Description of the task: Return the count of lines that mention "this", with no other words.
======== Raw data ========
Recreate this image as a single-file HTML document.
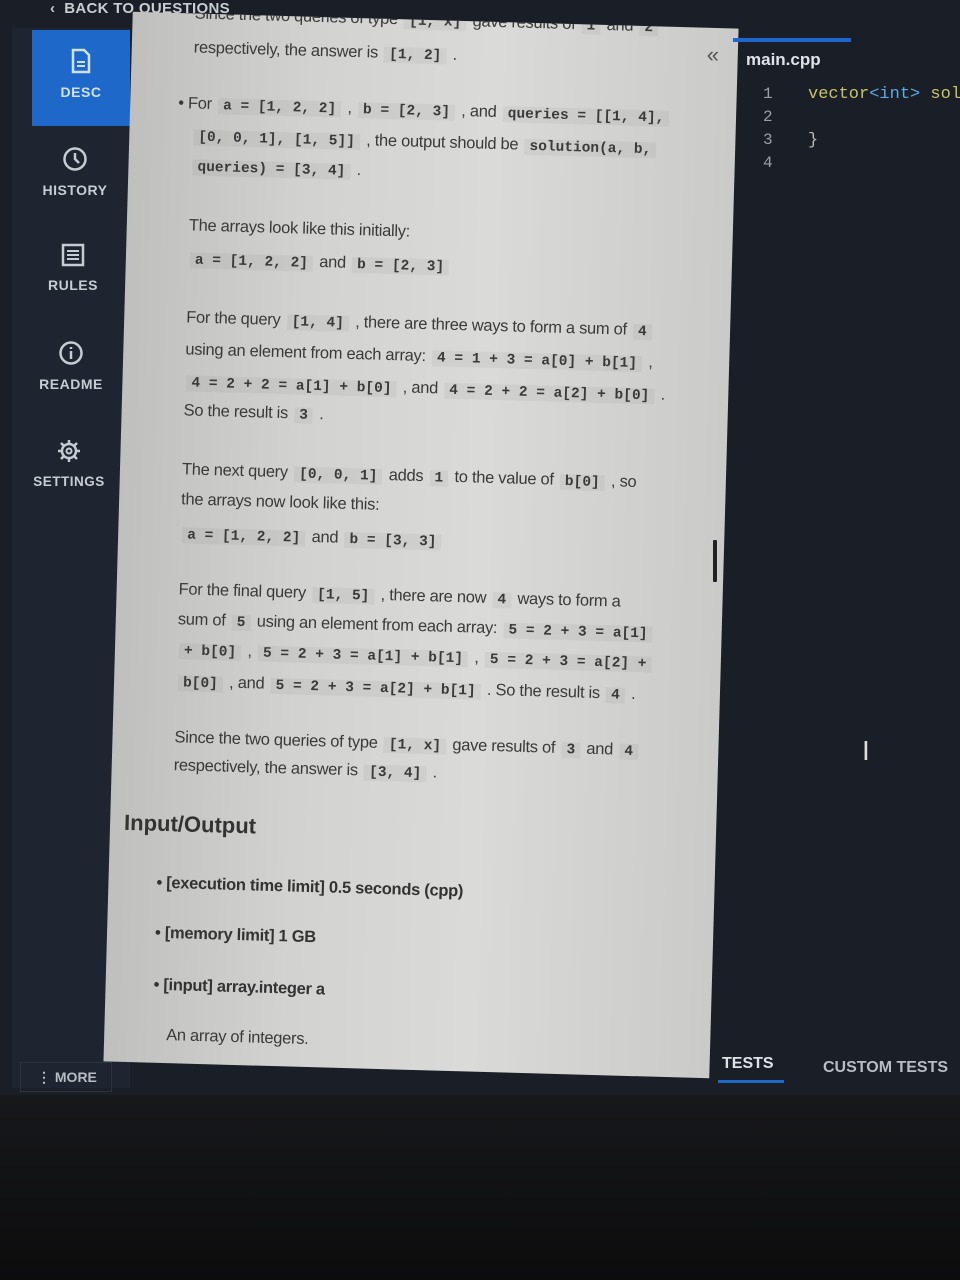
<!DOCTYPE html>
<html><head><meta charset="utf-8">
<style>
*{margin:0;padding:0;box-sizing:border-box}
body{width:960px;height:1280px;background:#111214;position:relative;overflow:hidden;font-family:"Liberation Sans",sans-serif}
.screen{position:absolute;left:0;top:0;width:960px;height:1095px;background:#1a1f27}
.bottom{position:absolute;left:0;top:1095px;width:960px;height:185px;background:linear-gradient(#17181b,#0c0c0d)}
.top{position:absolute;left:50px;top:0;color:#c9ccd2;font-weight:bold;font-size:15px;letter-spacing:.3px}
.side{position:absolute;left:12px;top:28px;width:118px;height:1060px;background:#1e2530}
.tab{position:absolute;width:98px;left:20px;height:96px;color:#c7ccd4;font-size:14px;font-weight:bold;text-align:center;letter-spacing:.5px}
.tab svg{display:block;margin:18px auto 10px}
.desc{background:#1e68c9;color:#cfe0f5}
.panel{position:absolute;left:118px;top:20px;width:606px;height:1050px;transform:rotate(1.6deg);transform-origin:50% 50%;background:linear-gradient(90deg,#bfbfbd,#d2d2d0 30%,#dadad8 60%,#cacac8);overflow:hidden;color:#3a3a3a;font-size:16.5px;letter-spacing:-.3px}
.c{font-family:"Liberation Mono",monospace;font-weight:bold;font-size:14.5px;color:#3a3a3a;letter-spacing:0;padding:0 5px;margin:0 2px;background:rgba(0,0,0,.04)}
p{position:absolute;line-height:29px;white-space:nowrap}
.h{font-size:22px;font-weight:bold;color:#333;letter-spacing:0}
.b{font-weight:bold;color:#333}
.ed{position:absolute;left:733px;top:38px;width:118px;height:4px;background:#1e68c9}
.fn{position:absolute;left:746px;top:50px;color:#dfe3e8;font-weight:bold;font-size:17px}
.ln{position:absolute;left:763px;color:#9aa0a8;font-family:"Liberation Mono",monospace;font-size:16px;line-height:23px;top:83px}
.code{position:absolute;left:808px;top:83px;font-family:"Liberation Mono",monospace;font-size:17px;line-height:23px;color:#c8c26a;white-space:pre}
</style></head><body>
<div class="screen"></div>
<div class="bottom"></div>
<div class="top">‹ &nbsp;BACK TO QUESTIONS</div>
<div class="side"></div>
<div class="tab desc" style="left:32px;top:30px"><svg width="22" height="26" viewBox="0 0 22 26"><path d="M3 2h11l5 5v17H3z" fill="none" stroke="#cfe0f5" stroke-width="2.5"/><path d="M7 14h8M7 18h8" stroke="#cfe0f5" stroke-width="2"/></svg>DESC</div>
<div class="tab" style="left:26px;top:128px"><svg width="26" height="26" viewBox="0 0 26 26"><circle cx="13" cy="13" r="10.5" fill="none" stroke="#c7ccd4" stroke-width="2.5"/><path d="M13 7v6l4 4" stroke="#c7ccd4" stroke-width="2.5" fill="none"/></svg>HISTORY</div>
<div class="tab" style="left:24px;top:225px"><svg width="24" height="24" viewBox="0 0 24 24"><rect x="2" y="2" width="20" height="20" fill="none" stroke="#c7ccd4" stroke-width="2.5"/><path d="M6 8h12M6 12h12M6 16h12" stroke="#c7ccd4" stroke-width="2"/></svg>RULES</div>
<div class="tab" style="left:22px;top:322px"><svg width="26" height="26" viewBox="0 0 26 26"><circle cx="13" cy="13" r="10.5" fill="none" stroke="#c7ccd4" stroke-width="2.5"/><path d="M13 11v8M13 7v2" stroke="#c7ccd4" stroke-width="2.5"/></svg>README</div>
<div class="tab" style="left:20px;top:420px;font-size:13.5px"><svg width="26" height="26" viewBox="0 0 26 26"><circle cx="13" cy="13" r="7" fill="none" stroke="#c7ccd4" stroke-width="2.5"/><circle cx="13" cy="13" r="2.5" fill="none" stroke="#c7ccd4" stroke-width="2"/><path d="M13 2v4M13 20v4M2 13h4M20 13h4M5 5l3 3M18 18l3 3M5 21l3-3M18 8l3-3" stroke="#c7ccd4" stroke-width="2.5"/></svg>SETTINGS</div>
<div style="position:absolute;left:20px;top:1062px;width:92px;height:30px;border:1px solid #2c333d;color:#b8bcc4;font-weight:bold;font-size:14px;padding:6px 0 0 16px">⋮ MORE</div>

<div class="panel">
<p style="left:62px;top:-14px">Since the two queries of type <span class="c">[1, x]</span> gave results of <span class="c">1</span> and <span class="c">2</span></p>
<p style="left:62px;top:20px">respectively, the answer is <span class="c">[1, 2]</span> .</p>
<div style="position:absolute;left:575px;top:14px;font-size:22px;color:#555">«</div>
<p style="left:48px;top:76px">• For <span class="c">a = [1, 2, 2]</span> , <span class="c">b = [2, 3]</span> , and <span class="c">queries = [[1, 4],</span></p>
<p style="left:62px;top:108px"><span class="c">[0, 0, 1], [1, 5]]</span> , the output should be <span class="c">solution(a, b,</span></p>
<p style="left:62px;top:138px"><span class="c">queries) = [3, 4]</span> .</p>
<p style="left:62px;top:198px">The arrays look like this initially:</p>
<p style="left:62px;top:231px"><span class="c">a = [1, 2, 2]</span> and <span class="c">b = [2, 3]</span></p>
<p style="left:62px;top:290px">For the query <span class="c">[1, 4]</span> , there are three ways to form a sum of <span class="c">4</span></p>
<p style="left:62px;top:322px">using an element from each array: <span class="c">4 = 1 + 3 = a[0] + b[1]</span> ,</p>
<p style="left:62px;top:354px"><span class="c">4 = 2 + 2 = a[1] + b[0]</span> , and <span class="c">4 = 2 + 2 = a[2] + b[0]</span> .</p>
<p style="left:62px;top:383px">So the result is <span class="c">3</span> .</p>
<p style="left:62px;top:442px">The next query <span class="c">[0, 0, 1]</span> adds <span class="c">1</span> to the value of <span class="c">b[0]</span> , so</p>
<p style="left:62px;top:472px">the arrays now look like this:</p>
<p style="left:62px;top:506px"><span class="c">a = [1, 2, 2]</span> and <span class="c">b = [3, 3]</span></p>
<p style="left:62px;top:562px">For the final query <span class="c">[1, 5]</span> , there are now <span class="c">4</span> ways to form a</p>
<p style="left:62px;top:592px">sum of <span class="c">5</span> using an element from each array: <span class="c">5 = 2 + 3 = a[1]</span></p>
<p style="left:62px;top:622px"><span class="c">+ b[0]</span> , <span class="c">5 = 2 + 3 = a[1] + b[1]</span> , <span class="c">5 = 2 + 3 = a[2] +</span></p>
<p style="left:62px;top:654px"><span class="c">b[0]</span> , and <span class="c">5 = 2 + 3 = a[2] + b[1]</span> . So the result is <span class="c">4</span> .</p>
<p style="left:62px;top:710px">Since the two queries of type <span class="c">[1, x]</span> gave results of <span class="c">3</span> and <span class="c">4</span></p>
<p style="left:62px;top:738px">respectively, the answer is <span class="c">[3, 4]</span> .</p>
<p class="h" style="left:14px;top:796px">Input/Output</p>
<p class="b" style="left:48px;top:856px">• [execution time limit] 0.5 seconds (cpp)</p>
<p class="b" style="left:48px;top:906px">• [memory limit] 1 GB</p>
<p class="b" style="left:48px;top:958px">• [input] array.integer a</p>
<p style="left:62px;top:1008px">An array of integers.</p>
</div>
<div style="position:absolute;left:711px;top:538px;width:8px;height:46px;border:2px solid #ccc;background:#222;border-radius:3px"></div>

<div class="ed"></div>
<div class="fn">main.cpp</div>
<div class="ln">1<br>2<br>3<br>4</div>
<div class="code">vector<span style="color:#5aa9e6">&lt;int&gt;</span> sol

<span style="color:#bbb">}</span></div>
<div style="position:absolute;left:862px;top:735px;color:#ddd;font-size:28px">I</div>
<div style="position:absolute;left:722px;top:1055px;color:#dfe3e8;font-weight:bold;font-size:16px">TESTS</div>
<div style="position:absolute;left:718px;top:1080px;width:66px;height:3px;background:#1e68c9"></div>
<div style="position:absolute;left:823px;top:1059px;color:#b8bcc4;font-weight:bold;font-size:16px;white-space:nowrap">CUSTOM TESTS</div>
</body></html>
========
Full response: 3